There is no issue here. ExprId is local to a function body, reordering statements within a function body changes meaning, unlike reordering functions.

pierwill commented 2 years ago

Current status:

Items still under consideration:

tmiasko commented 2 years ago

The Ord for Span also seems problematic. Stable hash for span is based on file, line and column, so it is stable within a single file. At the same time Ord provides an order between different files, which is turn is based on the order files happen to be loaded into the source map.

For example going from pub mod a; pub mod b, to pub mod b; pub mod a, will result in the same hashes for spans from module a and module b but they will have a different order.

Ord for Span also compares SyntaxContext which doesn't seem to be stable either:

https://github.com/rust-lang/rust/blob/74fbbefea8d13683cca5eee62e4740706cb3144a/compiler/rustc_query_impl/src/on_disk_cache.rs#L69-L74

And the PartialOrd / Ord is derived and compares only the id:

https://github.com/rust-lang/rust/blob/74fbbefea8d13683cca5eee62e4740706cb3144a/compiler/rustc_span/src/hygiene.rs#L47-L48

pierwill commented 2 years ago

@rustbot label -E-help-wanted

pierwill commented 2 years ago

The Ord for Span also seems problematic. Stable hash for span is based on file, line and column, so it is stable within a single file. At the same time Ord provides an order between different files, which is turn is based on the order files happen to be loaded into the source map.

For example going from pub mod a; pub mod b, to pub mod b; pub mod a, will result in the same hashes for spans from module a and module b but they will have a different order.

Ord for Span also compares SyntaxContext which doesn't seem to be stable either.

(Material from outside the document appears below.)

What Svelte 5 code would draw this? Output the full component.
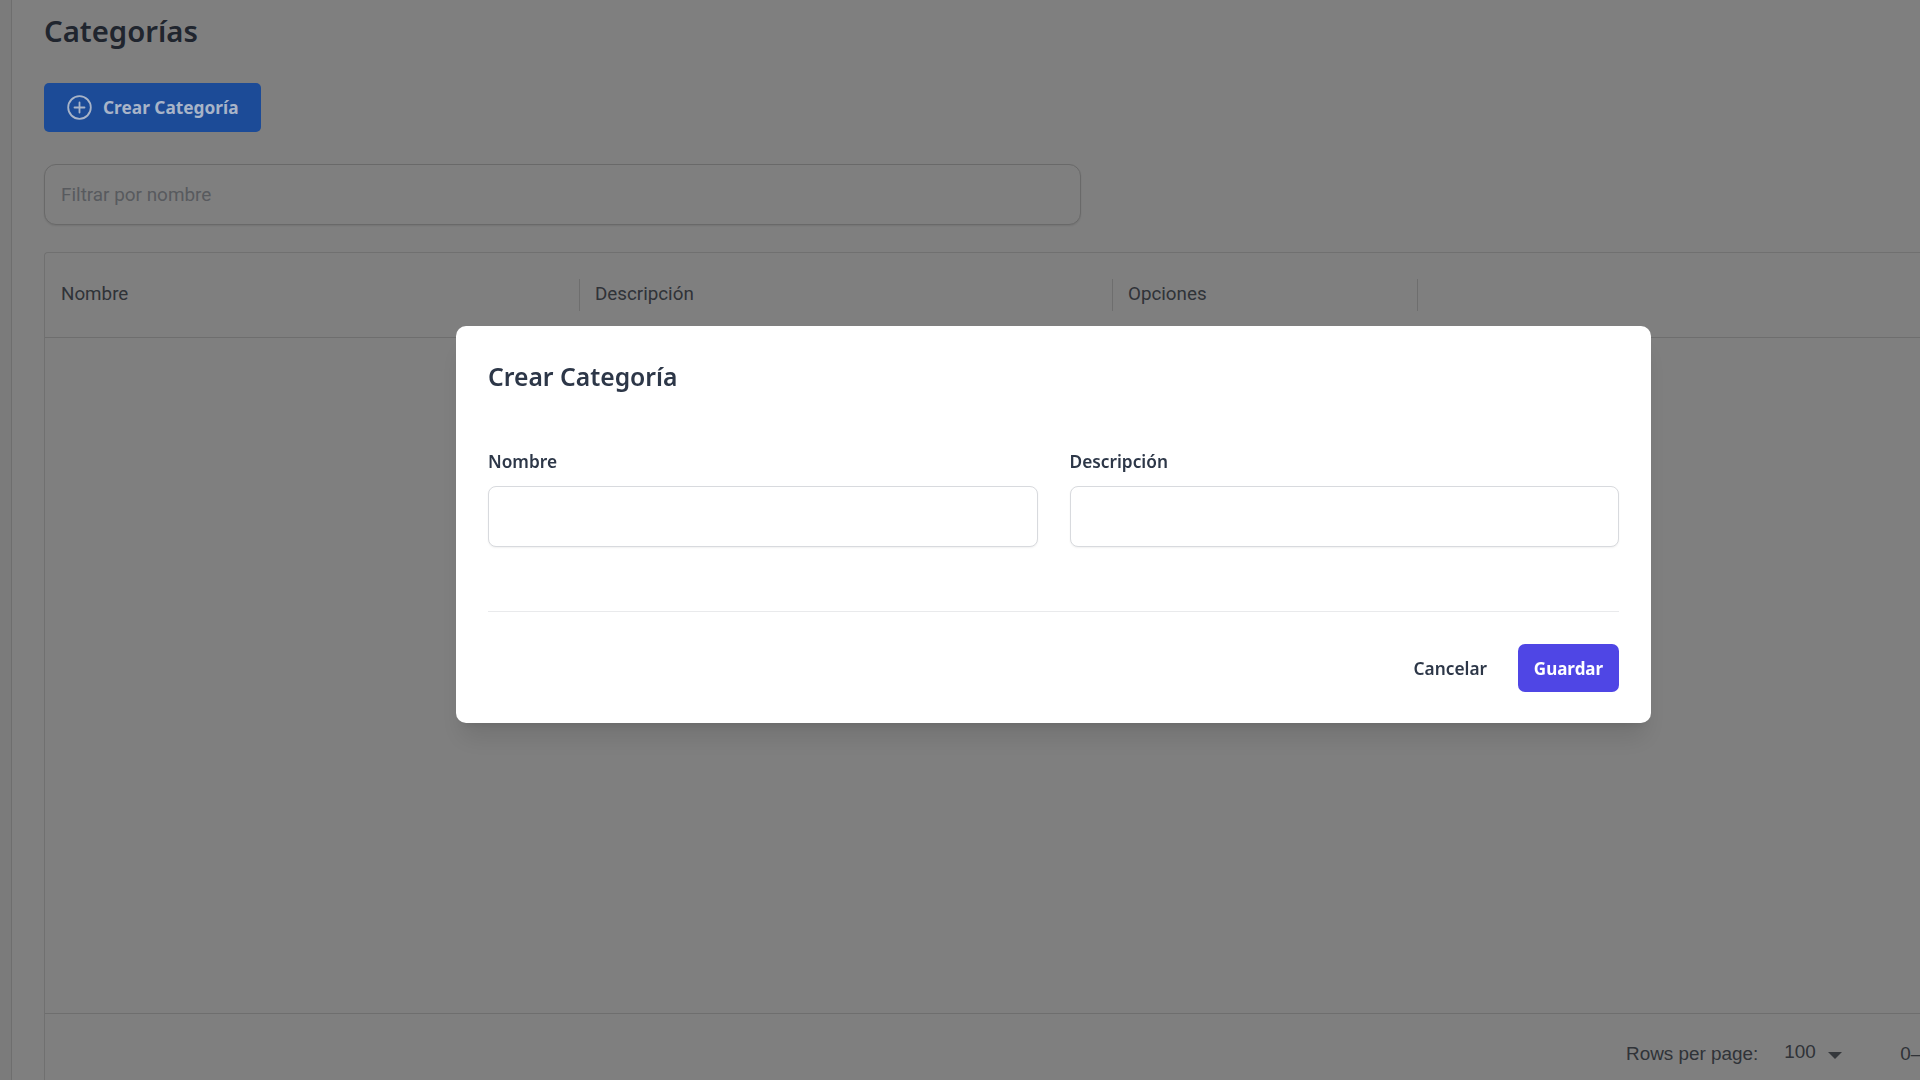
<script>
  let nombre = $state('');
  let descripcion = $state('');
  const columns = ['Nombre', 'Descripción', 'Opciones'];
</script>

<div class="page">
  <aside class="rail"></aside>
  <main class="content">
    <h1>Categorías</h1>
    <button class="create">
      <svg width="25" height="25" viewBox="0 0 25 25" fill="none" stroke="currentColor" stroke-width="1.8" stroke-linecap="round">
        <circle cx="12.5" cy="12.5" r="11.3" />
        <path d="M12.5 7.5v10M7.5 12.5h10" />
      </svg>
      Crear Categoría
    </button>
    <input class="filter" placeholder="Filtrar por nombre" />

    <section class="grid">
      <div class="head">
        {#each columns as col}
          <div class="col">{col}</div>
        {/each}
      </div>
      <div class="body"></div>
      <div class="foot">
        <span class="rows">Rows per page:</span>
        <span class="size">100</span>
        <span class="caret"></span>
        <span class="range">0–0 of 0</span>
      </div>
    </section>
  </main>
</div>

<div class="overlay">
  <div class="modal">
    <h2>Crear Categoría</h2>
    <div class="fields">
      <label>
        <span>Nombre</span>
        <input bind:value={nombre} />
      </label>
      <label>
        <span>Descripción</span>
        <input bind:value={descripcion} />
      </label>
    </div>
    <hr />
    <div class="actions">
      <button class="cancel">Cancelar</button>
      <button class="save">Guardar</button>
    </div>
  </div>
</div>

<style>
  :global(body) {
    background: #fff;
    overflow: hidden;
  }

  .page {
    display: flex;
    height: 1080px;
    overflow: hidden;
    font-family: 'Noto Sans', 'Open Sans', sans-serif;
    color: #404a5c;
  }

  .rail {
    flex: none;
    width: 12px;
    background: #f6f6f6;
    border-right: 1px solid #dcdcdc;
    box-sizing: border-box;
  }

  .content {
    flex: none;
    width: 1960px;
    padding: 0 0 0 32px;
    box-sizing: border-box;
    display: flex;
    flex-direction: column;
    align-items: flex-start;
  }

  h1 {
    flex: none;
    margin: 11px 0 0;
    font-size: 29.3px;
    line-height: 40px;
    font-weight: 600;
  }

  /* stays bright through the backdrop */
  .create {
    flex: none;
    position: relative;
    z-index: 2;
    margin-top: 32px;
    width: 217px;
    height: 49px;
    padding: 0 0 0 23px;
    display: flex;
    align-items: center;
    gap: 11px;
    background: #1c4b97;
    border: 0;
    border-radius: 5px;
    color: #a8b4c8;
    font-family: inherit;
    font-size: 17.3px;
    font-weight: 700;
  }

  .filter {
    flex: none;
    margin-top: 32px;
    width: 1037px;
    height: 61px;
    padding: 0 16px;
    box-sizing: border-box;
    border: 1px solid #d2d2d2;
    border-radius: 12px;
    background: #fff;
    box-shadow: 0 1px 2px rgba(0, 0, 0, 0.1);
    font-family: Roboto, sans-serif;
    font-size: 18.9px;
  }

  .filter::placeholder {
    color: #b0b5bd;
    opacity: 1;
  }

  .grid {
    margin-top: 27px;
    flex: none;
    width: 100%;
    display: flex;
    flex-direction: column;
    border-top: 1px solid #e0e0e0;
    border-left: 1px solid #e0e0e0;
    border-radius: 4px 0 0 0;
    box-sizing: border-box;
    font-family: Roboto, sans-serif;
  }

  .head {
    flex: none;
    height: 84px;
    display: flex;
    align-items: center;
    border-bottom: 1px solid #dcdcdc;
    font-size: 18.8px;
    color: #606670;
  }

  .col {
    width: 533px;
    height: 32px;
    padding-left: 15px;
    box-sizing: border-box;
    line-height: 31px;
    border-right: 1px solid #dcdcdc;
  }

  .col:first-child {
    width: 535px;
    padding-left: 16px;
  }

  .col:last-child {
    width: 305px;
  }

  .body {
    flex: none;
    height: 675px;
    border-bottom: 1px solid #dcdcdc;
  }

  .foot {
    flex: none;
    display: flex;
    align-items: center;
    height: 79px;
    padding-left: 1581px;
    font-family: 'Liberation Sans', Arial, sans-serif;
    font-size: 18.9px;
    color: #606670;
    white-space: nowrap;
  }

  .size {
    margin-left: 26px;
    margin-top: -3px;
    width: 44px;
  }

  .caret {
    width: 0;
    height: 0;
    border-left: 7px solid transparent;
    border-right: 7px solid transparent;
    border-top: 7px solid #6b7078;
    margin-top: 3px;
  }

  .range {
    margin-left: 58px;
  }

  .overlay {
    position: fixed;
    inset: 0;
    z-index: 1;
    background: rgba(0, 0, 0, 0.5);
    padding: 326px 0 0 456px;
    box-sizing: border-box;
    font-family: 'Noto Sans', 'Open Sans', sans-serif;
  }

  .modal {
    width: 1195px;
    height: 397px;
    padding: 0 32px;
    box-sizing: border-box;
    background: #fff;
    border-radius: 10px;
    box-shadow: 0 20px 25px -5px rgba(0, 0, 0, 0.1), 0 8px 10px -6px rgba(0, 0, 0, 0.1);
    color: #2d3748;
    display: flex;
    flex-direction: column;
  }

  h2 {
    margin: 32px 0 0;
    font-size: 24.7px;
    line-height: 38px;
    font-weight: 600;
  }

  .fields {
    margin-top: 54px;
    display: grid;
    grid-template-columns: 1fr 1fr;
    gap: 32px;
  }

  label {
    display: flex;
    flex-direction: column;
    gap: 12px;
    font-size: 17.3px;
    font-weight: 600;
    line-height: 24px;
  }

  label input {
    height: 61px;
    border: 1px solid #d8dade;
    border-radius: 8px;
    box-sizing: border-box;
    background: #fff;
    padding: 0 12px;
    box-shadow: 0 1px 2px rgba(0, 0, 0, 0.06);
  }

  hr {
    margin: 64px 0 0;
    border: 0;
    border-top: 1px solid #e9eaec;
  }

  .actions {
    margin-top: 32px;
    display: flex;
    justify-content: flex-end;
    align-items: center;
    gap: 31px;
  }

  .actions button {
    height: 48px;
    border: 0;
    font-family: inherit;
  }

  .cancel {
    background: transparent;
    padding: 0;
    color: #2d3748;
    font-size: 17.3px;
    font-weight: 600;
  }

  .save {
    width: 101px;
    padding: 0;
    background: #4f46e5;
    border-radius: 7px;
    color: #fff;
    font-size: 17px;
    font-weight: 700;
  }
</style>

Thanks @tmiasko! This is super interesting. My sense is that the ordering on Spans is used a lot, often as a kind of fallback. I wonder, though, if removing this ordering is even possible! Don't we need to order certain things like lints based on the order of their appearance in source code? Maybe we could use an implementation that orders Spans within a given file, but not between files?

@cjgillot: what do you think of Ord for Span?